Well, the crux of it is I have 7,500 words to go by the breakdown on my whiteboard. But it’s more like 14,000. Maybe 13,000 if I’m generous. I can get it to nearer 10,000, but as I said above, that cuts quality content I like. So I’m gonna say it now: I don’t care about the deadline, I care about doing the story right. Therefore, screw the deadline.

Almost. See I’m going to work as if I need to hit it, but focus on reading the first draft more and try to be smarter in what I save. And on the 27th I can write a bit more if I need to. It’s a day to celebrate writing, I doubt I was ever gonna just write 1Ks worth. I wrote 1.5K tonight so I’ll need at least another 500 somewhere.

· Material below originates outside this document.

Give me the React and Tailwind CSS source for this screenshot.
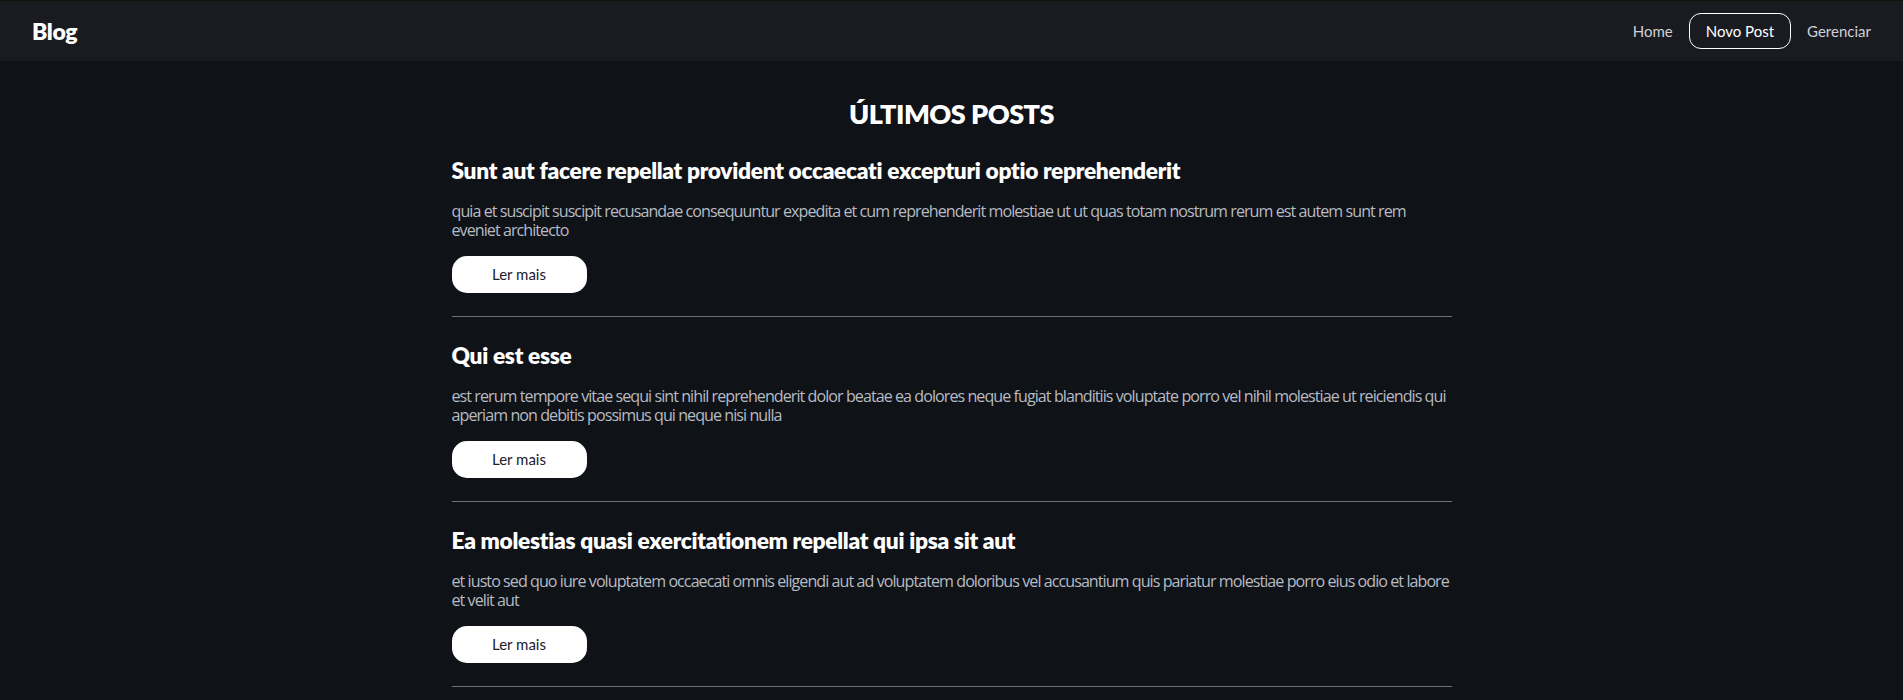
import React from "react";

const posts = [
  {
    title: "Sunt aut facere repellat provident occaecati excepturi optio reprehenderit",
    body: "quia et suscipit suscipit recusandae consequuntur expedita et cum reprehenderit molestiae ut ut quas totam nostrum rerum est autem sunt rem eveniet architecto",
  },
  {
    title: "Qui est esse",
    body: "est rerum tempore vitae sequi sint nihil reprehenderit dolor beatae ea dolores neque fugiat blanditiis voluptate porro vel nihil molestiae ut reiciendis qui aperiam non debitis possimus qui neque nisi nulla",
  },
  {
    title: "Ea molestias quasi exercitationem repellat qui ipsa sit aut",
    body: "et iusto sed quo iure voluptatem occaecati omnis eligendi aut ad voluptatem doloribus vel accusantium quis pariatur molestiae porro eius odio et labore et velit aut",
  },
  {
    title: "Eum et est occaecati",
    body: "ullam et saepe reiciendis voluptatem adipisci sit amet autem assumenda provident rerum culpa quis hic commodi nesciunt rem tenetur doloremque ipsam iure quis sunt voluptatem rerum illo velit",
  },
];

export default function App() {
  return (
    <div
      className="min-h-screen bg-[#0f1217] text-white"
      style={{ fontFamily: "Lato, 'Noto Sans', sans-serif" }}
    >
      <header className="flex h-[61px] items-center justify-between border-t border-[#0b150d] bg-[#1a1b20] pl-8 pr-4">
        <span className="text-[23px] font-extrabold tracking-[-0.4px]">Blog</span>
        <nav className="flex items-center text-[15px]">
          <a className="px-4 text-[#cfd1d6]">Home</a>
          <a className="flex h-[36px] items-center rounded-[12px] border border-white px-4 text-white">
            Novo Post
          </a>
          <a className="px-4 text-[#cfd1d6]">Gerenciar</a>
        </nav>
      </header>
      <main className="mx-auto w-[1000px] pt-[35px]">
        <h1 className="text-center text-[27px] font-extrabold leading-[36px] tracking-[-0.5px]">
          ÚLTIMOS POSTS
        </h1>
        {posts.map((p, i) => (
          <article key={i} className="border-b border-[#6f7074] pb-[23px] pt-[25px]">
            <h2 className="text-[22.7px] font-extrabold leading-[28px] tracking-[-0.3px]">{p.title}</h2>
            <p
              className="mt-[17px] text-[16.1px] leading-[18.5px] tracking-[-0.95px] text-[#b7bbc3]"
              style={{ fontFamily: "'Open Sans', sans-serif" }}
            >
              {p.body}
            </p>
            <button className="mt-[17px] h-[37px] w-[135px] rounded-[15px] bg-white text-[15px] text-[#1b2030]">
              Ler mais
            </button>
          </article>
        ))}
      </main>
    </div>
  );
}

I think deadlines are great, but they can mitigate the whole point of a total rewrite. So I’m going to prioritise getting this right over starting TSS on time. On that note, if TSS has to have its deadline moved to December 31st then so be it. I want to work fast, but if a book’s worth rewriting it’s worth rewriting well.

September 21st, 2019 – 360

Super tired, long long day. I would like to start doing actual posts and at a reasonable time on here on the weekends, but considering I slept till 1pm it’s not that surprising that I didn’t kick that off today. Is what it is. Here’s hoping I get a better night’s sleep tonight.

I’ll do a bit more writing now first though. With luck, should get pretty close to having 1K of VOL for every day left soon enough, and bring this project in for a smooth landing as a result. I’ll try and update more tomorrow.